The R&R does not address this question, but Defendants contend that closely related factual and legal issues remain to be litigated in this case, rendering such certification inappropriate. We find that certification of the judgment is appropriate.

The first element to Rule 54(b) certification is satisfied because Plaintiffs have asserted multiple claims for relief, one of which -- Defendants' contempt of the 1987 Injunction -- is at issue here. The second element is also satisfied because our approval of the R&R with respect to the amount of sanctions and attorneys' fees and costs to be paid by Defendants is a final decision on Plaintiffs' claim for violation of the 1987 Injunction. As such, the order is final (after clarification from the Magistrate Judge with respect to interest rates and calculation of income tax deduction) because it "ends the litigation [of that claim] on the merits and leaves nothing for the court to do but execute the judgment." Ginett v. Computer Task Group, 962 F.2d 1085, 1092 (2d Cir. 1992).

Finally, the third element of Rule 54(b) certification is satisfied because there is no just reason for a delay. Contrary to Defendants' assertion, the issues in the contempt proceeding are separable from the other pending claims. The Court's 2007 opinion found Defendants in contempt because the purchase and sale of Fendi-branded items were not permitted under the 1987 Injunction, regardless of whether the products in question were genuine.

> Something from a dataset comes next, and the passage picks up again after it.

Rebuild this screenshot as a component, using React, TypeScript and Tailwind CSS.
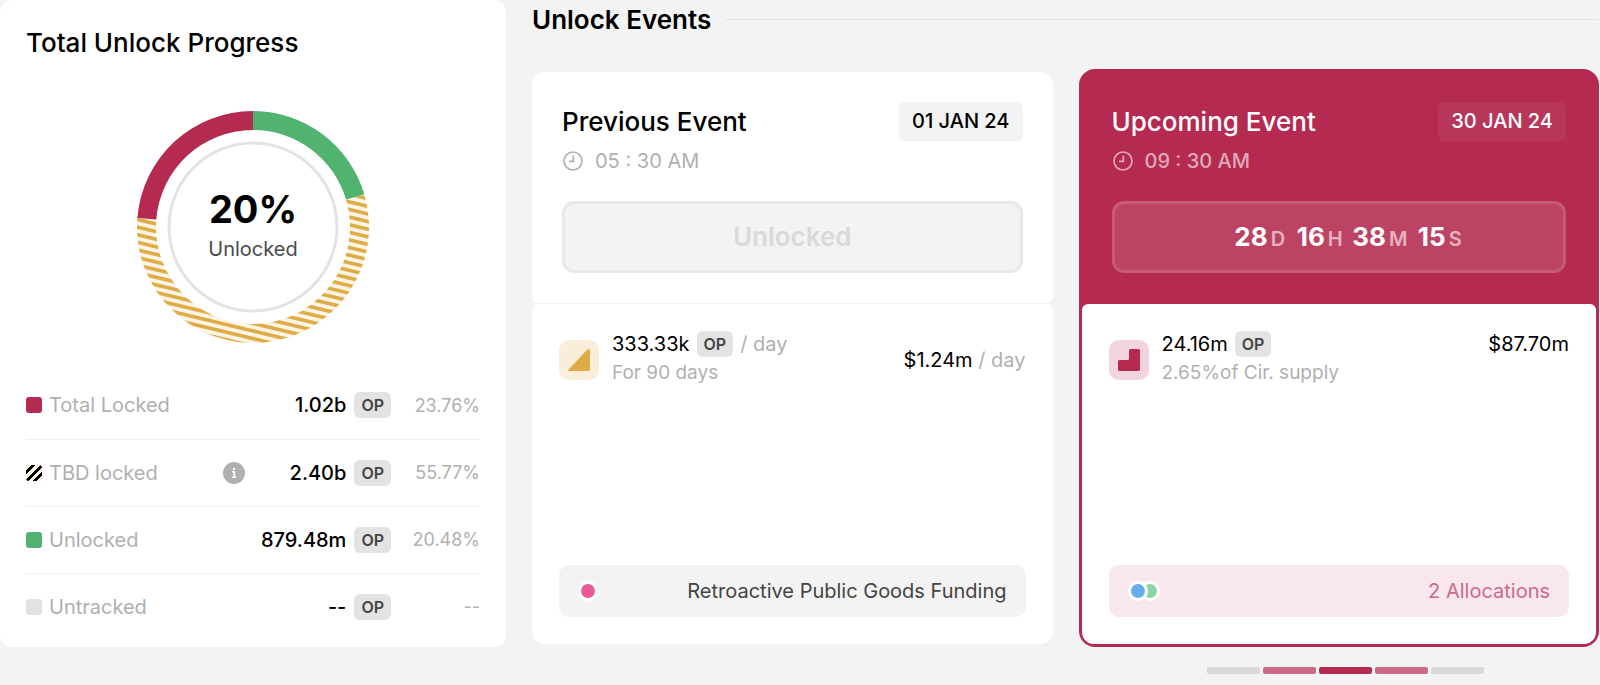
import clsx from 'clsx';
import type { ReactNode } from 'react';

interface ProgressRow {
  label: string;
  value: string;
  percent: string;
  swatch: string;
  info?: boolean;
}

const rows: ProgressRow[] = [
  { label: 'Total Locked', value: '1.02b', percent: '23.76%', swatch: 'bg-[#b42a50]' },
  {
    label: 'TBD locked',
    value: '2.40b',
    percent: '55.77%',
    swatch: 'bg-[repeating-linear-gradient(135deg,#000_0px,#000_1px,#faf3e0_1px,#faf3e0_4px,#000_4px,#000_6px)]',
    info: true,
  },
  { label: 'Unlocked', value: '879.48m', percent: '20.48%', swatch: 'bg-[#52b371]' },
  { label: 'Untracked', value: '--', percent: '--', swatch: 'bg-[#e2e2e2]' },
];

const countdown = [
  { value: '28', unit: 'D' },
  { value: '16', unit: 'H' },
  { value: '38', unit: 'M' },
  { value: '15', unit: 'S' },
];

const pages = ['bg-[#d9d9d9]', 'bg-[#cb6b88]', 'bg-[#b42a50]', 'bg-[#cb6b88]', 'bg-[#d9d9d9]'];

// Ring segment between two fractions of the full circle, starting at 12 o'clock
function arc(from: number, to: number, outer = 116, inner = 97) {
  const point = (fraction: number, radius: number) => {
    const angle = fraction * Math.PI * 2;
    return `${(116 + radius * Math.sin(angle)).toFixed(2)} ${(116 - radius * Math.cos(angle)).toFixed(2)}`;
  };
  const large = to - from > 0.5 ? 1 : 0;
  return `M${point(from, outer)}A${outer} ${outer} 0 ${large} 1 ${point(to, outer)}L${point(to, inner)}A${inner} ${inner} 0 ${large} 0 ${point(from, inner)}Z`;
}

function Donut() {
  return (
    <div className="relative mx-auto mt-[52px] size-[232px]">
      <svg viewBox="0 0 232 232" className="size-full" aria-hidden="true">
        <defs>
          <pattern id="tbd" width="8" height="7.4" patternUnits="userSpaceOnUse" patternTransform="rotate(13.5)">
            <rect width="8" height="7.4" fill="#fcf5e7" />
            <rect width="8" height="3.6" fill="#dfab45" />
          </pattern>
        </defs>
        <path d={arc(0, 0.2048)} fill="#52b371" />
        <path d={arc(0.2048, 0.7624)} fill="url(#tbd)" />
        <path d={arc(0.7624, 1)} fill="#b42a50" />
        <circle cx="116" cy="116" r="84" fill="none" stroke="#e3e3e3" strokeWidth="3" />
      </svg>
      <div className="absolute inset-0 flex flex-col items-center justify-center pb-1">
        <span className="text-[38px] leading-[48px] font-bold">20%</span>
        <span className="text-[20px] leading-8 text-[#4a4a4a]">Unlocked</span>
      </div>
    </div>
  );
}

function TokenChip() {
  return (
    <span className="inline-flex h-[26px] items-center rounded-md bg-[#e3e3e3] px-[7px] text-[16px] font-semibold text-[#444]">
      OP
    </span>
  );
}

function InfoIcon() {
  return (
    <svg viewBox="0 0 22 22" className="size-[22px]" aria-hidden="true">
      <circle cx="11" cy="11" r="11" fill="#b0b0b0" />
      <circle cx="11" cy="6.9" r="1.2" fill="#fff" />
      <path d="M9.2 9.9h2.1v5.2M9.2 15.3h3.8" fill="none" stroke="#fff" strokeWidth="1.6" />
    </svg>
  );
}

function ClockIcon() {
  return (
    <svg viewBox="0 0 22 22" className="size-[22px]" fill="none" stroke="currentColor" strokeWidth="1.7" aria-hidden="true">
      <circle cx="11" cy="11" r="9" />
      <path d="M11.3 5.8v5.6H7" />
    </svg>
  );
}

function ProgressCard() {
  return (
    <section className="self-start rounded-xl bg-white px-[26px] pt-[27px] pb-[7px]">
      <h2 className="text-[26px] leading-8 font-medium">Total Unlock Progress</h2>
      <Donut />
      <table className="mt-[29px] w-full text-[20px]">
        <tbody>
          {rows.map((row) => (
            <tr key={row.label} className="h-[67px] border-b border-[#efefef] last:border-b-0">
              <th scope="row" className="p-0 text-left font-normal text-[#b0b0b0]">
                <span className="flex items-center gap-[7px]">
                  <span className={clsx('size-4 shrink-0 rounded-[3px]', row.swatch)} />
                  <span className="flex-1">{row.label}</span>
                  {row.info && (
                    <button type="button" aria-label="About TBD locked">
                      <InfoIcon />
                    </button>
                  )}
                </span>
              </th>
              <td className="w-[146px] p-0">
                <span className="flex items-center justify-end gap-2 font-medium">
                  {row.value}
                  <TokenChip />
                </span>
              </td>
              <td className="w-[89px] p-0 text-right text-[18px] text-[#b0b0b0]">{row.percent}</td>
            </tr>
          ))}
        </tbody>
      </table>
    </section>
  );
}

interface EventCardProps {
  title: string;
  date: string;
  time: string;
  active?: boolean;
  status: ReactNode;
  children: ReactNode;
}

function EventCard({ title, date, time, active, status, children }: EventCardProps) {
  return (
    <article
      className={clsx(
        'flex flex-col',
        active ? 'rounded-2xl border-3 border-[#b42a50] bg-[#b42a50]' : 'gap-px border-y-3 border-transparent'
      )}
    >
      <header
        className={clsx('px-[30px] pt-[30px]', active ? 'pb-[31px] text-white' : 'rounded-t-xl rounded-b-md bg-white pb-[30px]')}
      >
        <div className="flex items-center justify-between">
          <h3 className="text-[26px] leading-[38px] font-medium">{title}</h3>
          <time
            className={clsx(
              'rounded-md px-[13px] text-[20px] leading-[39px] font-medium',
              active ? 'bg-white/6' : 'bg-[#f3f3f3]'
            )}
          >
            {date}
          </time>
        </div>
        <p
          className={clsx(
            'mt-2 flex items-center gap-[11px] text-[20px] leading-6',
            active ? 'font-medium text-white/60' : 'text-[#b0b0b0]'
          )}
        >
          <ClockIcon />
          {time}
        </p>
        {status}
      </header>
      <div className="flex min-h-[340px] flex-1 flex-col justify-between rounded-t-md rounded-b-xl bg-white p-[27px]">
        {children}
      </div>
    </article>
  );
}

function Dot({ className }: { className: string }) {
  return <span className={clsx('size-5 rounded-full border-3 border-white', className)} />;
}

export default function App() {
  return (
    <main className="grid min-h-screen grid-cols-[506fr_1067fr] gap-[26px] bg-[#f3f3f3] pr-px font-[Inter,sans-serif] text-black">
      <ProgressCard />

      <section>
        <div className="mb-[30px] flex items-center gap-[14px]">
          <h2 className="text-[26px] leading-[39px] font-semibold">Unlock Events</h2>
          <hr className="flex-1 border-[#e6e6e6]" />
        </div>

        <div className="grid grid-cols-2 gap-[26px]">
          <EventCard
            title="Previous Event"
            date="01 JAN 24"
            time="05 : 30 AM"
            status={
              <button
                type="button"
                disabled
                className="mt-7 h-[72px] w-full rounded-xl border-3 border-[#e8e8e8] bg-[#f3f3f3] pb-0.5 text-[26px] font-semibold text-[#d9d9db]"
              >
                Unlocked
              </button>
            }
          >
            <div className="flex items-center text-[20px]">
              <span className="flex size-10 items-center justify-center rounded-[10px] bg-[#faeeda]">
                <svg viewBox="0 0 22 22" className="size-[22px]" fill="#dfab45" aria-hidden="true">
                  <path d="M20.4 0Q22 0 22 1.6V20.5Q22 22 20.5 22H1Q-.6 22 .5 20.6L19.4 .5Q19.9 0 20.4 0Z" />
                </svg>
              </span>
              <div className="ml-[13px] flex-1">
                <p className="flex h-[26px] items-center gap-[7px]">
                  333.33k <TokenChip /> <span className="text-[#b0b0b0]">/ day</span>
                </p>
                <p className="text-[19px] leading-8 text-[#b0b0b0]">For 90 days</p>
              </div>
              <p>
                $1.24m <span className="text-[#b0b0b0]">/ day</span>
              </p>
            </div>
            <button type="button" className="flex h-[52px] items-center justify-between rounded-[10px] bg-[#f3f3f3] px-[19px] text-[20px] text-[#444]">
              <Dot className="bg-[#e85b98]" />
              Retroactive Public Goods Funding
            </button>
          </EventCard>

          <EventCard
            active
            title="Upcoming Event"
            date="30 JAN 24"
            time="09 : 30 AM"
            status={
              <div
                role="timer"
                className="mt-7 flex h-[72px] items-center justify-center rounded-xl border-3 border-white/12 bg-white/12 bg-clip-border pb-0.5 pl-[22px]"
              >
                {countdown.map((part) => (
                  <span key={part.unit} className="flex w-[60px] items-baseline justify-center gap-[3px] text-[26px] font-bold">
                    {part.value}
                    <span className="text-[20px] font-semibold text-white/60">{part.unit}</span>
                  </span>
                ))}
              </div>
            }
          >
            <div className="flex items-center text-[20px]">
              <span className="flex size-10 items-center justify-center rounded-[10px] bg-[#f1d4dd]">
                <svg viewBox="0 0 22 22" className="size-[22px]" fill="#b42a50" aria-hidden="true">
                  <path d="M12.5 0H20.5Q22 0 22 1.5V20.5Q22 22 20.5 22H1.5Q0 22 0 20.5V12.5Q0 11 1.5 11H9.5Q11 11 11 9.5V1.5Q11 0 12.5 0Z" />
                </svg>
              </span>
              <div className="ml-[13px] flex-1">
                <p className="flex h-[26px] items-center gap-[7px]">
                  24.16m <TokenChip />
                </p>
                <p className="text-[19px] leading-8 text-[#b0b0b0]">2.65%of Cir. supply</p>
              </div>
              <p className="self-start leading-[26px]">$87.70m</p>
            </div>
            <button type="button" className="flex h-[52px] items-center justify-between rounded-[10px] bg-[#f8e8ed] px-[19px] text-[20px] text-[#cb6b88]">
              <span className="flex flex-row-reverse -space-x-2 space-x-reverse">
                <Dot className="bg-[#8bd6a5]" />
                <Dot className="relative bg-[#65adec]" />
              </span>
              2 Allocations
            </button>
          </EventCard>
        </div>

        <nav aria-label="Events" className="mt-5 flex justify-end gap-[3px] pr-[115px]">
          {pages.map((color, i) => (
            <button key={i} type="button" aria-label={`Page ${i + 1}`} className={clsx('h-[7px] w-[53px] rounded-xs', color)} />
          ))}
        </nav>
      </section>
    </main>
  );
}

Thus, if Defendants were to appeal the judgment on the contempt claim, the appellate court would not need to reach the merits of the remaining claims, which concern the counterfeit nature of the goods. Because the contempt judgment is separable, we find that the third element for Rule 54(b) certification is satisfied. Ginett, 962 F.2d at 1096.

After the Magistrate Judge renders a recommendation on the question of interest rate, we will issue an order with respect to that final issue of the contempt order and certify this judgment pursuant to Rule 54(b).